Scripture offers a different model. One that takes injustice seriously—John wasn't wrong about Herod, Joshua wasn't wrong about the religious authorities. But one that refuses to make denunciation the price of admission to grace.

The soldiers in Luke 7 didn't have to perform their way into belonging. They showed up, they heard Joshua speak, they watched him extend mercy to one of their own. And when Joshua talked about John afterward, they heard him validate both the prophet's sharpness and the kingdom's expansive welcome.

That's not compromise. That's the harder work of actually building something that can hold people whose hearts are being changed, even if their circumstances haven't caught up yet. Even if they wear the wrong uniform, work the wrong job, or come from the wrong side of history. Even if they bring complications that make the community uncomfortable.

The question John asked from prison—"Are you the one?"—wasn't answered with a theological argument. It was answered with a list of concrete acts of mercy that included the supposedly unforgivable.

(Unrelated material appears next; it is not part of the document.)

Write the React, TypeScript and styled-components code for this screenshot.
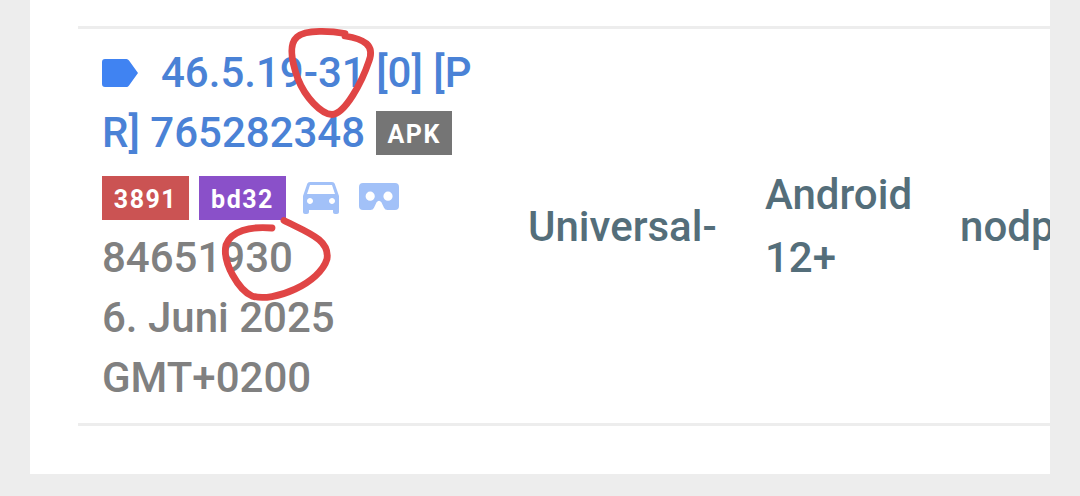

Maybe that's still the answer. Not a platform that champions urgent messages while keeping messengers at arm's length. Not a community that celebrates justice for veterans until veterans actually show up. But the harder, messier work of building spaces where people can be transformed without first having to perform their worthiness.

The prophetic impulse will always be necessary. Someone has to name what's broken, call out complicity, refuse to baptize power's pretensions. But if that impulse never softens to meet actual people where they are (if it can't make room for the centurion's servant, the soldier asking what to do, the complicated ally who won't perform the right way) then it's not building the republic Joshua announced.

It's just building another gated community with better rhetoric.